The authors employ a rigorous theoretical framework combining linearized gravity and quantum field theory in curved spacetime:

• Theoretical Framework:

  • Field Representation: Vortex beams are modeled as massless scalar fields propagating along the $z$-axis in a curved spacetime metric perturbed by GWs.
  • Green's Function Method: The authors utilize a 3+1 dimensional Green's function in cylindrical coordinates to solve the wave equation for the perturbed scalar field. This allows for an analytical derivation of the perturbation field without relying on the paraxial approximation.
  • Perturbation Theory: The metric is treated as $g_{\mu\nu} = \eta_{\mu\nu} + \epsilon h_{\mu\nu}^{TT}$, where $h_{\mu\nu}^{TT}$ represents the transverse-traceless GW perturbation. The scalar field is expanded into unperturbed and first-order perturbed components.
  • Canonical Quantization: The light field is quantized in both flat spacetime and GW-perturbed spacetime. The relationship between the creation/annihilation operators in these two frames is established via the Bogoliubov transformation.

• Key Assumptions:

  • The GW frequency ($k_g$) is much smaller than the photon's longitudinal ($k_3$) and radial ($k_\perp$) wave vectors ($k_3, k_\perp \gg k_g$).
  • The interaction is treated to the first order of the perturbation parameter $\epsilon$.

3. Key Contributions and Results

A. Quantum State Transitions

The study demonstrates that when a photon with an initial OAM quantum number $l$ interacts with a GW, it can transition to other OAM states.
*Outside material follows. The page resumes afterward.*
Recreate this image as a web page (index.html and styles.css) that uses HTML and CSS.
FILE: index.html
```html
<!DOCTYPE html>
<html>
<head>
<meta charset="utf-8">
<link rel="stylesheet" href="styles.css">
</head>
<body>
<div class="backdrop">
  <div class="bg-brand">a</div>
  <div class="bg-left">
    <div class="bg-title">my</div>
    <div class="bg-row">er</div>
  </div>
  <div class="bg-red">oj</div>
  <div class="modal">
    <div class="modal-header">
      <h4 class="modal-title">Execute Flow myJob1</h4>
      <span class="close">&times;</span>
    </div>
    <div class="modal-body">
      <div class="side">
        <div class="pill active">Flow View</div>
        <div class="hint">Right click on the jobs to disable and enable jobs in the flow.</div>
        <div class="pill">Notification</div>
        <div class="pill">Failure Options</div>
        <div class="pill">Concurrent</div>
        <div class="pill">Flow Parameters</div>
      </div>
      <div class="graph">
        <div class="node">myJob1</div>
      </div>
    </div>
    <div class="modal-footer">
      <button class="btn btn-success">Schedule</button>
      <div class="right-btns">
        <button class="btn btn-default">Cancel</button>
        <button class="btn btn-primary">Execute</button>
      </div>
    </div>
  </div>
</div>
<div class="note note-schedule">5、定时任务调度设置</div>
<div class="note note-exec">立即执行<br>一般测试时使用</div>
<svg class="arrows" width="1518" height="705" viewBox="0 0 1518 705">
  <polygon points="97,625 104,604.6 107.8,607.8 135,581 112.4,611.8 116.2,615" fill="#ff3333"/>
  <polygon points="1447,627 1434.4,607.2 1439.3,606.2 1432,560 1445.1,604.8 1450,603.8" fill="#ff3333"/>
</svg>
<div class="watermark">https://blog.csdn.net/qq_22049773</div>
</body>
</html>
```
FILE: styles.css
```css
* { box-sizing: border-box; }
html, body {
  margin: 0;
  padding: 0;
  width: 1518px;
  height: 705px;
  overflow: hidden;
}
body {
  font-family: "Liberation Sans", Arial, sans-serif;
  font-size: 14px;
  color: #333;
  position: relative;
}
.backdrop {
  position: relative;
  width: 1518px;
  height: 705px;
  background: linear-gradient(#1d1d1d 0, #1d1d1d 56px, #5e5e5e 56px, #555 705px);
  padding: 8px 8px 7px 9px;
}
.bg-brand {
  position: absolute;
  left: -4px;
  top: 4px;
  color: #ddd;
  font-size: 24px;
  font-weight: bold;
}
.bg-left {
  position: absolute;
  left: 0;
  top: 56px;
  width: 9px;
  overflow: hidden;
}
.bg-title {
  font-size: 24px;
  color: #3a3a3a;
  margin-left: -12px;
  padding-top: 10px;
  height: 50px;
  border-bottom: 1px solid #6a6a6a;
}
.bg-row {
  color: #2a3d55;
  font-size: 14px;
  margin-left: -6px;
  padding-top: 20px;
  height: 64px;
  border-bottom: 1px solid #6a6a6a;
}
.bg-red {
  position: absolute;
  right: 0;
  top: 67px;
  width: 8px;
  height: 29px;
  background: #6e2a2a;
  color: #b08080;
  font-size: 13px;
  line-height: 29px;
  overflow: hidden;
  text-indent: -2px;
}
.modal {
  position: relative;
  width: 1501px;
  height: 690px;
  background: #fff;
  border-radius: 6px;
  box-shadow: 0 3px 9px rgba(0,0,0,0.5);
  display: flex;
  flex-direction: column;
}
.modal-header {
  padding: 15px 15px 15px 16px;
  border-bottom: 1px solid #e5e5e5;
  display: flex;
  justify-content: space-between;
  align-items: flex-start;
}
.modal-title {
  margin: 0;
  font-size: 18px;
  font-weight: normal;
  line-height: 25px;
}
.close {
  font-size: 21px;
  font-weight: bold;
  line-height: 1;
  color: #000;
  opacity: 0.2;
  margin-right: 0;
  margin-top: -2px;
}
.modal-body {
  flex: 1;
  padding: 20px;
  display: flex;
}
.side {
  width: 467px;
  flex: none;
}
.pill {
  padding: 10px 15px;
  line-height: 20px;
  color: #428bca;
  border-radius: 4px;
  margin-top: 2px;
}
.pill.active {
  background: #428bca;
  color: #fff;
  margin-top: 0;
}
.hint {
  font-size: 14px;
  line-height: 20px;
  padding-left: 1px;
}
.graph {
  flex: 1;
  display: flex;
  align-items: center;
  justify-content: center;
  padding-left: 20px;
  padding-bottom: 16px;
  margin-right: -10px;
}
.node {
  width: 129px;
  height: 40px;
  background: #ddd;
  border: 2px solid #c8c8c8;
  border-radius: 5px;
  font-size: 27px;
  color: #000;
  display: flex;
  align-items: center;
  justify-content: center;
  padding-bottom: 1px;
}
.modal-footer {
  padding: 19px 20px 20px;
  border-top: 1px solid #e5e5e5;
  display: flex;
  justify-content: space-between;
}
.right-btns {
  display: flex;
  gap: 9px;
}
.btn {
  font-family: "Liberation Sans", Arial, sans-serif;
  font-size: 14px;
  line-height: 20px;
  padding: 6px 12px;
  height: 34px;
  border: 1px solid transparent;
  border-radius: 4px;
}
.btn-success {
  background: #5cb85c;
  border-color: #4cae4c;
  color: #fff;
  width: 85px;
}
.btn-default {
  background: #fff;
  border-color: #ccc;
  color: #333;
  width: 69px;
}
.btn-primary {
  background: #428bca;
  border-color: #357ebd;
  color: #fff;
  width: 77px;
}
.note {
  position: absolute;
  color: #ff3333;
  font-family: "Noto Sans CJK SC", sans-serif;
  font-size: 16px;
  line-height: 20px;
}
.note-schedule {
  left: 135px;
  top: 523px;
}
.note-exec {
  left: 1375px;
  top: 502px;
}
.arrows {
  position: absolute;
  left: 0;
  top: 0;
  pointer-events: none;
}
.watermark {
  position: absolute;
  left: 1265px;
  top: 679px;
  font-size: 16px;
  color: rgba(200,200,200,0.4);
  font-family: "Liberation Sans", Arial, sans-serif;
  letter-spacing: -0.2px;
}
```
The interaction induces a mixing of modes, leading to the excitation of states:

• $\Delta l = \pm 1$
• $\Delta l = \pm 2$

The transition probabilities ($P_{l'}$) are derived using the Bogoliubov coefficients. For a photon with OAM $l$, the probabilities of transitioning to $l \pm 1$ and $l \pm 2$ are:

• $P_{l \pm 1} \propto \frac{k_\perp^2 k_3^2}{E^2 k_g^2} (A_\times^2 + A_+^2 \cos^2 \theta) \sin^2 \theta$
• $P_{l \pm 2} \propto \frac{k_\perp^4}{E^2 k_g^2} [A_+^2(3+\cos 2\theta)^2 + 16A_\times^2 \cos^2 \theta]$

Key Findings on Probabilities:

• Magnitude: For typical parameters (GW strain $A \sim 10^{-21}$, distance $L \sim 10^7$ m), the probabilities are extremely small: $P_{l \pm 1} \sim 10^{-17}$ and $P_{l \pm 2} \sim 10^{-20}$.
• Enhancement Factors: Probabilities increase with larger radial wave vectors ($k_\perp$), longer propagation distances ($L$), stronger GW amplitudes ($A$), and lower GW frequencies ($k_g$).
• Angular Momentum Conservation: The analysis using circular polarization bases reveals that the transfer of angular momentum is governed by the spin-2 nature of GWs. For example, a right-circularly polarized GW (spin +2) can induce a transition $l \to l+2$ but forbids $l \to l-2$ in a single-photon interaction, as the GW cannot absorb negative angular momentum in that context.
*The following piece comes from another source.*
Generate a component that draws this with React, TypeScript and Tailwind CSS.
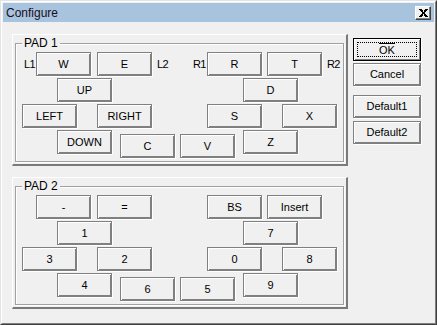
import React from 'react';

const font = { fontFamily: '"Liberation Sans", Arial, sans-serif' };

const Btn: React.FC<{ children?: React.ReactNode; className?: string }> = ({ children, className }) => (
  <div
    className={`flex h-[24px] w-[55px] shrink-0 items-center justify-center border border-[#808080] bg-[#f0f0f0] text-[11px] leading-none text-black shadow-[inset_1px_1px_0_#fff,inset_-1px_-1px_0_#808080,1px_1px_0_#fff] ${className ?? ''}`}
  >
    {children}
  </div>
);

const SideBtn: React.FC<{ children?: React.ReactNode; className?: string }> = ({ children, className }) => (
  <div
    className={`flex h-[23px] w-[68px] items-center justify-center border border-[#808080] bg-[#f0f0f0] text-[11px] leading-none text-black shadow-[inset_1px_1px_0_#fff,inset_-1px_-1px_0_#808080,1px_1px_0_#fff] ${className ?? ''}`}
  >
    {children}
  </div>
);

const Label: React.FC<{ children?: React.ReactNode; className?: string }> = ({ children, className }) => (
  <span className={`shrink-0 text-[11px] leading-none tracking-[-0.6px] text-black ${className ?? ''}`}>{children}</span>
);

type PadKeys = {
  title: string;
  labels: boolean;
  row1: [string, string, string, string];
  row2: [string, string];
  row3: [string, string, string, string];
  row4: [string, string, string, string];
};

const Pad: React.FC<{ pad: PadKeys }> = ({ pad }) => (
  // raised panel holding an etched group box
  <div className="h-[132px] w-[336px] border-t border-l border-r-2 border-b-2 border-t-white border-l-white border-r-[#7a7a7a] border-b-[#7a7a7a] pl-[2px] pt-[8px]">
    <div className="relative h-[119px] w-[329px] border border-[#a0a0a0] shadow-[inset_1px_1px_0_#fff,1px_1px_0_#fff]">
      <span className="absolute left-[6px] top-[-8px] bg-[#f0f0f0] px-[2px] text-[12px] leading-[14px] text-black">
        {pad.title}
      </span>
      <div className="flex flex-col gap-[2px] pt-[8px]">
        <div className="flex items-center">
          <Label className="ml-[8px] w-[12px]">{pad.labels ? 'L1' : ''}</Label>
          <Btn>{pad.row1[0]}</Btn>
          <Btn className="ml-[6px]">{pad.row1[1]}</Btn>
          <Label className="ml-[5px] w-[36px]">{pad.labels ? 'L2' : ''}</Label>
          <Label className="w-[14px]">{pad.labels ? 'R1' : ''}</Label>
          <Btn>{pad.row1[2]}</Btn>
          <Btn className="ml-[5px]">{pad.row1[3]}</Btn>
          <Label className="ml-[5px]">{pad.labels ? 'R2' : ''}</Label>
        </div>
        <div className="flex items-center">
          <Btn className="ml-[41px]">{pad.row2[0]}</Btn>
          <Btn className="ml-[131px]">{pad.row2[1]}</Btn>
        </div>
        <div className="flex items-center">
          <Btn className="ml-[6px]">{pad.row3[0]}</Btn>
          <Btn className="ml-[20px]">{pad.row3[1]}</Btn>
          <Btn className="ml-[55px]">{pad.row3[2]}</Btn>
          <Btn className="ml-[20px]">{pad.row3[3]}</Btn>
        </div>
        <div className="flex items-start">
          <Btn className="ml-[41px]">{pad.row4[0]}</Btn>
          <Btn className="ml-[8px] mt-[4px]">{pad.row4[1]}</Btn>
          <Btn className="ml-[5px] mt-[4px]">{pad.row4[2]}</Btn>
          <Btn className="ml-[8px]">{pad.row4[3]}</Btn>
        </div>
      </div>
    </div>
  </div>
);

const pad1: PadKeys = {
  title: 'PAD 1',
  labels: true,
  row1: ['W', 'E', 'R', 'T'],
  row2: ['UP', 'D'],
  row3: ['LEFT', 'RIGHT', 'S', 'X'],
  row4: ['DOWN', 'C', 'V', 'Z'],
};

const pad2: PadKeys = {
  title: 'PAD 2',
  labels: false,
  row1: ['-', '=', 'BS', 'Insert'],
  row2: ['1', '7'],
  row3: ['3', '2', '0', '8'],
  row4: ['4', '6', '5', '9'],
};

export default function App() {
  return (
    <div style={font} className="h-[325px] w-[437px] border border-t-[#e3e3e3] border-l-[#e3e3e3] border-r-[#404040] border-b-[#404040] bg-[#f0f0f0]">
      <div className="h-full w-full border border-t-white border-l-white border-r-[#808080] border-b-[#808080] p-[1px]">
        {/* title bar */}
        <div className="flex h-[19px] items-center justify-between bg-[#a8c3de] pl-[3px] pr-[3px]">
          <span className="text-[12px] leading-none text-[#1a0d1a]">Configure</span>
          <div className="flex h-[14px] w-[16px] items-center justify-center border border-t-white border-l-white border-r-[#404040] border-b-[#404040] bg-[#f0f0f0] shadow-[inset_-1px_-1px_0_#808080]">
            <svg width="9" height="8" viewBox="0 0 9 8" shapeRendering="crispEdges">
              <path d="M0 0h2.5l2 2.6L6.5 0H9L5.8 4 9 8H6.5l-2-2.6L2.5 8H0l3.2-4z" fill="#000" />
            </svg>
          </div>
        </div>

        <div className="flex">
          <div className="flex flex-col gap-[11px] pl-[9px] pt-[12px]">
            <Pad pad={pad1} />
            <Pad pad={pad2} />
          </div>
          <div className="ml-[5px] flex flex-col pt-[16px]">
            <SideBtn className="relative border-black">
              <span className="absolute inset-[3px] border border-dotted border-black" />
              <span className="border-t border-black pt-[1px] leading-none">OK</span>
            </SideBtn>
            <SideBtn className="mt-[2px]">Cancel</SideBtn>
            <SideBtn className="mt-[9px]">Default1</SideBtn>
            <SideBtn className="mt-[3px]">Default2</SideBtn>
          </div>
        </div>
      </div>
    </div>
  );
}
B. Proposed Detector: Photonic Single-Arm GW Detector

Based on these quantum transitions, the authors propose a novel single-arm GW detector:

• Mechanism:
  1. A laser is prepared in a high-order Bessel mode with OAM $l=1$ (vortex beam).
  2. The beam propagates through an arm (potentially reflected $N$ times between mirrors).
  3. If GWs are present, a small fraction of photons transition from $l=1$ to $l=0$ (zero OAM).
  4. Detection Strategy: Vortex beams ($l \neq 0$) have a central dark spot (phase singularity). Only the $l=0$ mode (signal photons) has a central bright spot. By placing a detector at the center of the beam, the system filters out the original high-power vortex beam and captures only the faint signal photons generated by the GW interaction.
• Performance:
  • Frequency Range: The detector shows exceptional performance in the mid-frequency band (0.1 Hz – 10 Hz), a "blind spot" for current ground-based and space-based interferometers.
  • Steady State: In the low-frequency limit, the detection rate ($N$) remains steady. In the high-frequency limit, the rate oscillates due to interference effects (constructive/destructive) based on the GW phase accumulated over the arm length.
  • Noise Immunity: Unlike dual-arm interferometers, this single-arm design is insensitive to seismic noise and arm-length variations because it relies on the self-interference of signal photons rather than path-length differences between two arms.
  • Source Distance: Since the signal rate scales with the square of the GW amplitude ($N \propto |A|^2$), the detector is theoretically advantageous for determining the distance to the GW source.

4. Significance and Future Outlook

• Filling the Detection Gap: This work proposes a viable theoretical pathway to detect GWs in the elusive 0.1–10 Hz frequency range, potentially revealing sources like intermediate-mass black hole binaries.
• New Detection Paradigm: It shifts the GW detection paradigm from measuring spacetime strain via path length differences to measuring quantum state transitions of light fields induced by spacetime curvature.
• Technological Feasibility: While the transition probabilities are low, the paper notes that recent advancements in high-power OAM lasers (up to 100 W) and high-purity OAM mode generation (purity >99.9%) make the experimental realization increasingly plausible.
• Challenges: The primary hurdles include suppressing background noise (shot noise, thermal noise) and maintaining OAM mode purity over long distances (e.g., $10^7$ m) in the presence of atmospheric turbulence (for ground-based) or gravitational fluctuations (for space-based).

Conclusion

The paper establishes that gravitational waves induce quantized transitions in the orbital angular momentum states of photons. By leveraging the unique intensity profile of vortex beams (dark center vs. bright center for $l=0$), the authors propose a single-arm detector capable of operating in the mid-frequency band with high sensitivity to GW amplitude, offering a complementary approach to traditional interferometry.